README
Jargon is a TypeScript/JavaScript library for tokenization and lemmatization. It finds variations on canonical terms and converts them to a single form.
For example, in tech, you might see 'node js' or 'NodeJS' or 'node.js' and want them understood as the same term. That’s lemmatization.
Quick start
npm install "@clipperhouse/jargon@latest"
Then create a file, preferably TypeScript.
// demo.ts
import jargon from '@clipperhouse/jargon';
import stackexchange from '@clipperhouse/jargon/stackexchange'; // a dictionary
const text = 'I ❤️ Ruby on Rails and vue';
const lemmas = jargon.Lemmatize(text, stackexchange);
console.log(lemmas.toString());
// I ❤️ ruby-on-rails and vue.js
// demo.js
const jargon = require('@clipperhouse/jargon');
const stackexchange = require('@clipperhouse/jargon/stackexchange');
const text = 'I ❤️ Ruby on Rails and vue';
const lemmas = jargon.Lemmatize(text, stackexchange);
console.log(lemmas.toString());
// I ❤️ ruby-on-rails and vue.js
What’s it doing?
jargon
tokenizes the incoming text, identifying punctuation and spaces. It understands tech-ish terms as single words, such as asp.net and TCP/IP, and #hangtags and @handles (other tokenizers would see two words).

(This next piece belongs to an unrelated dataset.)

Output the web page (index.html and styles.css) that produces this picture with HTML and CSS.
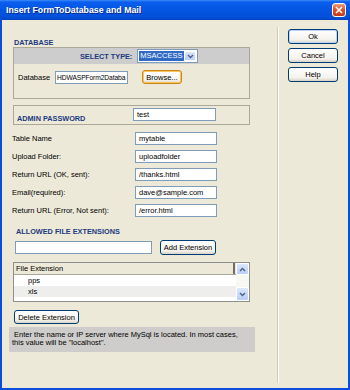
FILE: index.html
```html
<!DOCTYPE html>
<html>
<head lang="en">
    <meta charset="UTF-8">
    <title>Insert FormToDatabase and Mail</title>
    <link rel="stylesheet" href="styles.css">
</head>
<body>
<div class="window">
    <div class="titlebar">
        <span class="title">Insert FormToDatabase and Mail</span>
        <span class="close">
            <svg width="8" height="8" viewBox="0 0 8 8"><path d="M1 1L7 7M7 1L1 7" stroke="#fff" stroke-width="1.6"/></svg>
        </span>
    </div>
    <div class="client">
        <div class="form">
            <div class="heading db-heading">DATABASE</div>
            <div class="group db-group">
                <div class="band">
                    <span class="heading">SELECT TYPE:</span>
                    <div class="select">
                        <span class="sel-value">MSACCESS</span>
                        <span class="sel-arrow">
                            <svg width="7" height="5" viewBox="0 0 7 5"><path d="M1 1l2.5 2.5L6 1" fill="none" stroke="#4d6185" stroke-width="1.4"/></svg>
                        </span>
                    </div>
                </div>
                <div class="db-row">
                    <span class="db-label">Database</span>
                    <span class="input db-input">HDWASPForm2Databa</span>
                    <span class="btn browse">Browse...</span>
                </div>
            </div>
            <div class="group admin">
                <span class="heading admin-label">ADMIN PASSWORD</span>
                <span class="input admin-input">test</span>
            </div>
            <div class="rows">
                <div class="row"><span class="row-label">Table Name</span><span class="input">mytable</span></div>
                <div class="row"><span class="row-label">Upload Folder:</span><span class="input">uploadfolder</span></div>
                <div class="row"><span class="row-label">Return URL (OK, sent):</span><span class="input">/thanks.html</span></div>
                <div class="row"><span class="row-label">Email(required):</span><span class="input">dave@sample.com</span></div>
                <div class="row"><span class="row-label">Return URL (Error, Not sent):</span><span class="input">/error.html</span></div>
            </div>
            <div class="heading ext-heading">ALLOWED FILE EXTENSIONS</div>
            <div class="ext-row">
                <span class="input ext-input"></span>
                <span class="btn add-btn">Add Extension</span>
            </div>
            <div class="list">
                <div class="list-body">
                    <div class="list-head"><span class="head-cell">File Extension</span></div>
                    <div class="list-item">pps</div>
                    <div class="list-item alt">xls</div>
                </div>
                <div class="scrollbar">
                    <span class="sb-btn sb-up">
                        <svg width="7" height="5" viewBox="0 0 7 5"><path d="M1 4l2.5-2.5L6 4" fill="none" stroke="#4d6185" stroke-width="1.4"/></svg>
                    </span>
                    <span class="sb-track"></span>
                    <span class="sb-btn sb-down">
                        <svg width="7" height="5" viewBox="0 0 7 5"><path d="M1 1l2.5 2.5L6 1" fill="none" stroke="#4d6185" stroke-width="1.4"/></svg>
                    </span>
                </div>
            </div>
            <span class="btn delete-btn">Delete Extension</span>
            <div class="info">&nbsp;Enter the name or IP server where MySql is located. In most cases,<br>this value will be "localhost".</div>
        </div>
        <div class="divider"></div>
        <div class="actions">
            <span class="btn default">Ok</span>
            <span class="btn">Cancel</span>
            <span class="btn">Help</span>
        </div>
    </div>
</div>
</body>
</html>
```

FILE: styles.css
```css
* {
    box-sizing: border-box;
}
body {
    margin: 0;
    font-family: "Liberation Sans", Arial, sans-serif;
    font-size: 7.5px;
    color: #000;
}
.window {
    width: 350px;
    height: 390px;
    background: #0a4ddb;
    display: flex;
    flex-direction: column;
}
.titlebar {
    height: 20px;
    flex: none;
    display: flex;
    align-items: center;
    justify-content: space-between;
    padding: 0 4px 0 6px;
    background: linear-gradient(#3c8cf8 0, #0a5eee 2px, #0455e2 50%, #0250da 85%, #0642c0 100%);
}
.title {
    color: #fff;
    font-weight: bold;
    font-size: 8.8px;
    text-shadow: 1px 1px 0 #0a2a8a;
}
.close {
    width: 14px;
    height: 14px;
    border: 1px solid #fff;
    border-radius: 3px;
    background: linear-gradient(#eb9d80, #da542f 45%, #c43a17);
    display: flex;
    align-items: center;
    justify-content: center;
}
.client {
    flex: 1;
    margin: 0 2px 2px;
    background: #ece9d8;
    display: flex;
}
.form {
    width: 275px;
    padding: 18px 0 0 7px;
}
.divider {
    width: 1px;
    margin: 7px 0 5px;
    background: #d0ccba;
    box-shadow: 1px 0 0 #fff;
}
.actions {
    flex: 1;
    padding: 9px 0 0 10px;
    display: flex;
    flex-direction: column;
    gap: 4px;
}
.actions .btn {
    width: 50px;
    height: 15px;
}
.btn {
    display: flex;
    align-items: center;
    justify-content: center;
    height: 14px;
    border: 1px solid #003c74;
    border-radius: 3px;
    background: linear-gradient(#fff, #f3f2ec 75%, #d8d3c8);
    white-space: nowrap;
}
.btn.default {
    box-shadow: inset 0 0 0 1px #bcd4f6;
}
.heading {
    font-weight: bold;
    color: #1d3b80;
    font-size: 7.3px;
    line-height: 9px;
}
.input {
    display: block;
    height: 13px;
    line-height: 11px;
    padding: 0 3px;
    background: #fff;
    border: 1px solid #7f9db9;
    white-space: nowrap;
    overflow: hidden;
}

/* database group */
.db-heading {
    margin-left: 5px;
}
.group {
    margin-left: 4px;
    width: 237px;
    border: 1px solid #aca899;
}
.db-group {
    height: 52px;
}
.band {
    height: 16px;
    background: #cdcdcd;
    display: flex;
    align-items: center;
    padding-left: 66px;
    gap: 5px;
}
.select {
    display: flex;
    width: 61px;
    height: 14px;
    border: 1px solid #7f9db9;
    background: #fff;
    padding: 1px;
}
.sel-value {
    flex: 1;
    background: #316ac5;
    color: #fff;
    line-height: 10px;
    padding-left: 1px;
}
.sel-arrow, .sb-btn {
    width: 12px;
    display: flex;
    align-items: center;
    justify-content: center;
    background: linear-gradient(#dce7fd, #b9cdf7);
    border: 1px solid #fff;
    border-radius: 2px;
}
.db-row {
    display: flex;
    align-items: center;
    margin-top: 6px;
    padding-left: 4px;
    height: 14px;
}
.db-label {
    width: 37px;
}
.db-input {
    width: 73px;
    padding: 0 1px;
    font-size: 6.7px;
    letter-spacing: -0.1px;
}
.browse {
    width: 40px;
    margin-left: 14px;
    border-color: #c8861d;
    box-shadow: inset 0 0 0 1px #fbc55a;
}

/* admin password */
.admin {
    margin-top: 6px;
    height: 20px;
    display: flex;
    align-items: flex-start;
    padding: 2px 0 0 3px;
}
.admin-label {
    width: 116px;
    margin-top: 6px;
}
.admin-input {
    width: 83px;
}

/* fields */
.rows {
    margin-top: 4px;
    margin-left: 3px;
}
.row {
    height: 18px;
    display: flex;
    align-items: center;
}
.row-label {
    width: 123px;
}
.row .input {
    width: 82px;
}

/* extensions */
.ext-heading {
    margin-top: 8px;
    margin-left: 7px;
}
.ext-row {
    display: flex;
    align-items: center;
    height: 15px;
    margin-top: 4px;
    margin-left: 6px;
}
.ext-input {
    width: 137px;
}
.add-btn {
    width: 56px;
    height: 15px;
    margin-left: 8px;
}
.list {
    display: flex;
    margin-top: 7px;
    margin-left: 4px;
    width: 237px;
    height: 40px;
    border: 1px solid #8e8f8f;
    background: #fff;
}
.list-body {
    flex: 1;
}
.list-head {
    height: 12px;
    background: #ece9d8;
    border-bottom: 1px solid #aca899;
    display: flex;
}
.head-cell {
    width: 221px;
    padding-left: 2px;
    line-height: 11px;
    border-right: 2px solid #716f64;
}
.list-item {
    height: 11px;
    line-height: 11px;
    padding-left: 14px;
}
.list-item.alt {
    background: #eeeeec;
}
.scrollbar {
    width: 13px;
    display: flex;
    flex-direction: column;
    background: #f7f7f3;
}
.sb-btn {
    width: 13px;
    height: 12px;
}
.sb-track {
    flex: 1;
}
.sb-down {
    height: 14px;
}
.delete-btn {
    width: 65px;
    margin-top: 8px;
    margin-left: 5px;
}
.info {
    margin-top: 3px;
    width: 246px;
    height: 25px;
    background: #cecdcb;
    padding: 4px 3px 0 3px;
    line-height: 8px;
}
```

Those tokens go to the lemmatizer, with a dictionary
. The lemmatizer passes over tokens, and asks the dictionary if it recognizes them. It handles multi-token phrases like 'Ruby on Rails', converting it a single ruby-on-rails
token.
It is insensitive to spaces, hyphens, dots, slashes and case -- so it handles a lot of variation that would be difficult to get right with simple search-and-replace or regex.
These rules are defined in a Dictionary. In the above examples, stackexchange
is the dictionary, and it knows about react vs react.js. It also understands synonyms, such as ecmascript ↔ javascript.
Another example is the contractions
dictionary. It'll split tokens like it'll
into two tokens it
and will
.